Leave out the pictures and restate the rest of the data exactly.
________________________
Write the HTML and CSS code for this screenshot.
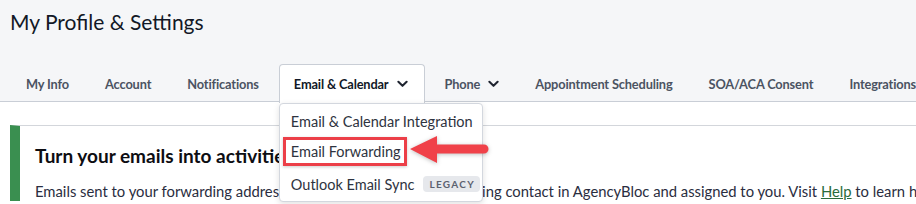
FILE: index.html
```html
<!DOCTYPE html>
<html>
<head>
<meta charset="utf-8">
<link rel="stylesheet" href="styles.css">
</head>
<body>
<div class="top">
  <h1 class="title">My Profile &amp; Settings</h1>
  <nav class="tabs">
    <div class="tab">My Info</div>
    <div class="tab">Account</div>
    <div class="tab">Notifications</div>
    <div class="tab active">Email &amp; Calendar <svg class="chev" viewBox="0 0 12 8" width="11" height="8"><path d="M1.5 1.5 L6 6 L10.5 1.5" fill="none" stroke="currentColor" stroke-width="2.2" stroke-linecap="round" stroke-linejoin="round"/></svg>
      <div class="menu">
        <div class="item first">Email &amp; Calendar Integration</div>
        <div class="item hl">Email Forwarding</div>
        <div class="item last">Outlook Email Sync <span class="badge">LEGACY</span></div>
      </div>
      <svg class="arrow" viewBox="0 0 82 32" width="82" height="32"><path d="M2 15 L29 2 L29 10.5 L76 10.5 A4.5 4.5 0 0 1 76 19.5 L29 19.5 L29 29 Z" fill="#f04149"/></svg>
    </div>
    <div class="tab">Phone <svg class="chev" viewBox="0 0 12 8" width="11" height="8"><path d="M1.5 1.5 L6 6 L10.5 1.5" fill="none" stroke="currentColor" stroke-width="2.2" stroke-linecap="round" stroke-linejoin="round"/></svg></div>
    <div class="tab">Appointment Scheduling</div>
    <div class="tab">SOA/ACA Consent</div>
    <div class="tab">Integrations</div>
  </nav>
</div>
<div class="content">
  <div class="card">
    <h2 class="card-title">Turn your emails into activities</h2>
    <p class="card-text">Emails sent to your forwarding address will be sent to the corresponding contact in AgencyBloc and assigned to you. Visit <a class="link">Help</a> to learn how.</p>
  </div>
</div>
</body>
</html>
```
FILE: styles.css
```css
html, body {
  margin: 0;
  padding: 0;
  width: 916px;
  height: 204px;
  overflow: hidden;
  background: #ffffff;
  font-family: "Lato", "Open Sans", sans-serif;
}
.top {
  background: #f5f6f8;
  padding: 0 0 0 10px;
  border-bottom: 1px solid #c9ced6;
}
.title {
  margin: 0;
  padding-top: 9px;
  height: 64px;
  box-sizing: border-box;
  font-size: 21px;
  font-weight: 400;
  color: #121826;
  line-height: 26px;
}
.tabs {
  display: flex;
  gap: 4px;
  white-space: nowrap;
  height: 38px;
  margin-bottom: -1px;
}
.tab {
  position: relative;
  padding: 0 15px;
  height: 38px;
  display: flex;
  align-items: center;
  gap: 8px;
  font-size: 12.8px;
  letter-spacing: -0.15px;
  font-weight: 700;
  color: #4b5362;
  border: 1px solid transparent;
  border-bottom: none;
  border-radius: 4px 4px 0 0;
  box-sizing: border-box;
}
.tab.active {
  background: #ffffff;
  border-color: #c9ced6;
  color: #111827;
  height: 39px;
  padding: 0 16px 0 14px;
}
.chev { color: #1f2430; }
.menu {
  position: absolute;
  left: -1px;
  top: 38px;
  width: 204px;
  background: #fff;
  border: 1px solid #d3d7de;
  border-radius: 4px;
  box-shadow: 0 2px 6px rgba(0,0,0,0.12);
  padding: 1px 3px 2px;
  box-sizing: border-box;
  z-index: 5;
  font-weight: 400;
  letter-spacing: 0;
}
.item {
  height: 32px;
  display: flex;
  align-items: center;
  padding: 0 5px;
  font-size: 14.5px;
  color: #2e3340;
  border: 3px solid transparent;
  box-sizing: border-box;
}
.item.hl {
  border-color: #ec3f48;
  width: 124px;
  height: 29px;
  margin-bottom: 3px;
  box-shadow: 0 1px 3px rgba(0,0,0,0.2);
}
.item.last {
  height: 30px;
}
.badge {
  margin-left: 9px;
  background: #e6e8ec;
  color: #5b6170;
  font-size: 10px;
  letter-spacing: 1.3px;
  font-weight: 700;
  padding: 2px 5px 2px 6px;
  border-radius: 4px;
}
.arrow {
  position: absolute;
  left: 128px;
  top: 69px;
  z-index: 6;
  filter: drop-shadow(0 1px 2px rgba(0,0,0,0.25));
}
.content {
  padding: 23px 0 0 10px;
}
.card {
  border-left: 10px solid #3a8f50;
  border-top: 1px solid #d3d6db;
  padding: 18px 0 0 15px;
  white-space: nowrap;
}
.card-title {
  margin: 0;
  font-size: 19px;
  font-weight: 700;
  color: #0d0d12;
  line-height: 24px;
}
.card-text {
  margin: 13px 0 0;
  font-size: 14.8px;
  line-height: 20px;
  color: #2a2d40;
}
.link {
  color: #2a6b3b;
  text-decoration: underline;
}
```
________________________
SOLUTION TO THIS EXERCISE>
Write the HTML and CSS code for this screenshot.
FILE: index.html
```html
<!DOCTYPE html>
<html>
<head>
<meta charset="utf-8">
<link rel="stylesheet" href="styles.css">
</head>
<body>
<div class="top">
  <h1 class="title">My Profile &amp; Settings</h1>
  <nav class="tabs">
    <div class="tab">My Info</div>
    <div class="tab">Account</div>
    <div class="tab">Notifications</div>
    <div class="tab active">Email &amp; Calendar <svg class="chev" viewBox="0 0 12 8" width="11" height="8"><path d="M1.5 1.5 L6 6 L10.5 1.5" fill="none" stroke="currentColor" stroke-width="2.2" stroke-linecap="round" stroke-linejoin="round"/></svg>
      <div class="menu">
        <div class="item first">Email &amp; Calendar Integration</div>
        <div class="item hl">Email Forwarding</div>
        <div class="item last">Outlook Email Sync <span class="badge">LEGACY</span></div>
      </div>
      <svg class="arrow" viewBox="0 0 82 32" width="82" height="32"><path d="M2 15 L29 2 L29 10.5 L76 10.5 A4.5 4.5 0 0 1 76 19.5 L29 19.5 L29 29 Z" fill="#f04149"/></svg>
    </div>
    <div class="tab">Phone <svg class="chev" viewBox="0 0 12 8" width="11" height="8"><path d="M1.5 1.5 L6 6 L10.5 1.5" fill="none" stroke="currentColor" stroke-width="2.2" stroke-linecap="round" stroke-linejoin="round"/></svg></div>
    <div class="tab">Appointment Scheduling</div>
    <div class="tab">SOA/ACA Consent</div>
    <div class="tab">Integrations</div>
  </nav>
</div>
<div class="content">
  <div class="card">
    <h2 class="card-title">Turn your emails into activities</h2>
    <p class="card-text">Emails sent to your forwarding address will be sent to the corresponding contact in AgencyBloc and assigned to you. Visit <a class="link">Help</a> to learn how.</p>
  </div>
</div>
</body>
</html>
```
FILE: styles.css
```css
html, body {
  margin: 0;
  padding: 0;
  width: 916px;
  height: 204px;
  overflow: hidden;
  background: #ffffff;
  font-family: "Lato", "Open Sans", sans-serif;
}
.top {
  background: #f5f6f8;
  padding: 0 0 0 10px;
  border-bottom: 1px solid #c9ced6;
}
.title {
  margin: 0;
  padding-top: 9px;
  height: 64px;
  box-sizing: border-box;
  font-size: 21px;
  font-weight: 400;
  color: #121826;
  line-height: 26px;
}
.tabs {
  display: flex;
  gap: 4px;
  white-space: nowrap;
  height: 38px;
  margin-bottom: -1px;
}
.tab {
  position: relative;
  padding: 0 15px;
  height: 38px;
  display: flex;
  align-items: center;
  gap: 8px;
  font-size: 12.8px;
  letter-spacing: -0.15px;
  font-weight: 700;
  color: #4b5362;
  border: 1px solid transparent;
  border-bottom: none;
  border-radius: 4px 4px 0 0;
  box-sizing: border-box;
}
.tab.active {
  background: #ffffff;
  border-color: #c9ced6;
  color: #111827;
  height: 39px;
  padding: 0 16px 0 14px;
}
.chev { color: #1f2430; }
.menu {
  position: absolute;
  left: -1px;
  top: 38px;
  width: 204px;
  background: #fff;
  border: 1px solid #d3d7de;
  border-radius: 4px;
  box-shadow: 0 2px 6px rgba(0,0,0,0.12);
  padding: 1px 3px 2px;
  box-sizing: border-box;
  z-index: 5;
  font-weight: 400;
  letter-spacing: 0;
}
.item {
  height: 32px;
  display: flex;
  align-items: center;
  padding: 0 5px;
  font-size: 14.5px;
  color: #2e3340;
  border: 3px solid transparent;
  box-sizing: border-box;
}
.item.hl {
  border-color: #ec3f48;
  width: 124px;
  height: 29px;
  margin-bottom: 3px;
  box-shadow: 0 1px 3px rgba(0,0,0,0.2);
}
.item.last {
  height: 30px;
}
.badge {
  margin-left: 9px;
  background: #e6e8ec;
  color: #5b6170;
  font-size: 10px;
  letter-spacing: 1.3px;
  font-weight: 700;
  padding: 2px 5px 2px 6px;
  border-radius: 4px;
}
.arrow {
  position: absolute;
  left: 128px;
  top: 69px;
  z-index: 6;
  filter: drop-shadow(0 1px 2px rgba(0,0,0,0.25));
}
.content {
  padding: 23px 0 0 10px;
}
.card {
  border-left: 10px solid #3a8f50;
  border-top: 1px solid #d3d6db;
  padding: 18px 0 0 15px;
  white-space: nowrap;
}
.card-title {
  margin: 0;
  font-size: 19px;
  font-weight: 700;
  color: #0d0d12;
  line-height: 24px;
}
.card-text {
  margin: 13px 0 0;
  font-size: 14.8px;
  line-height: 20px;
  color: #2a2d40;
}
.link {
  color: #2a6b3b;
  text-decoration: underline;
}
```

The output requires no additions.